Propulsé par une explosion primordiale, l’univers se dilate. Cette nature dynamique est décrite par les équations de la relativité. Avec la théorie du big bang, l’univers a acquis une histoire. Il a un commencement, un passé, un présent et un futur. Il mourra un jour dans un brasier infernal ou dans un froid glacial. Toutes les structures de l’univers - planètes, étoiles, galaxies ou amas de galaxies - sont en mouvement perpétuel et participent à un immense ballet cosmique : mouvement de rotation autour d’elles-mêmes, de révolution, d’éloignement ou d’approche les unes par rapport aux autres. Elles aussi ont une histoire : elles naissent, évoluent et meurent. Les étoiles suivent des cycles de vie et de mort qui se mesurent en millions, voire en milliards d’années.

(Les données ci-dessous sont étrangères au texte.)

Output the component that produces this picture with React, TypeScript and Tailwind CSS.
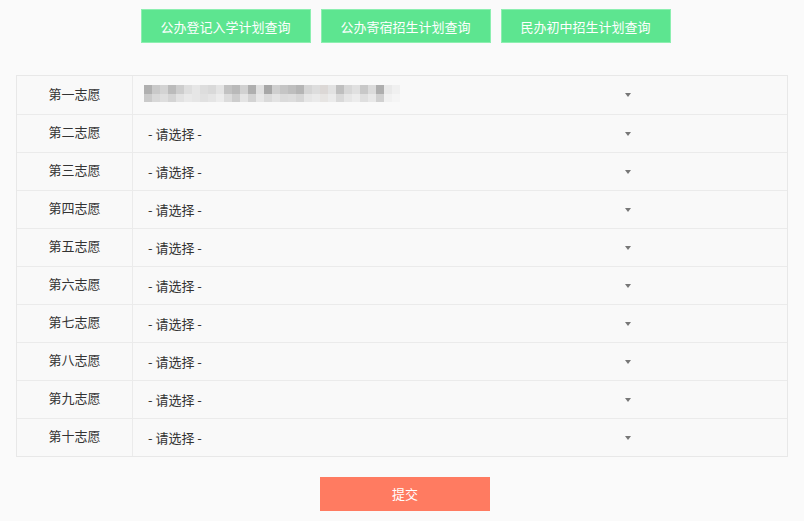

Le monde atomique et subatomique n’est pas en reste. Là aussi, tout est impermanence. Les particules peuvent changer de nature : un quark peut changer de famille ou de « saveur », un proton peut devenir un neutron avec émission d’un positon et d’un neutrino. Dans des processus d’annihilation avec l’antimatière, la matière peut se muer en pure énergie. Le mouvement d’une particule peut se transformer en particule, ou vice versa. En d’autres termes, la propriété d’un objet peut se transformer en particule. Grâce au flou quantique de l’énergie, l’espace qui nous entoure est peuplé d’un nombre inimaginable de particules dites « virtuelles », à l’existence fantomatique et éphémère. Apparaissant et disparaissant dans des cycles de vie et de mort d’une durée infinitésimale, elles exemplifient l’impermanence au plus haut degré.

5- Existe-t-il un principe anthropique ?

Malgré les convergences remarquables décrites précédemment, il y a un domaine où le bouddhisme peut entrer en conflit avec la cosmologie moderne. Cela concerne le fait que l’univers a eu un début et qu’il a été réglé de façon extrêmement précise pour l’apparition de la vie et de la conscience.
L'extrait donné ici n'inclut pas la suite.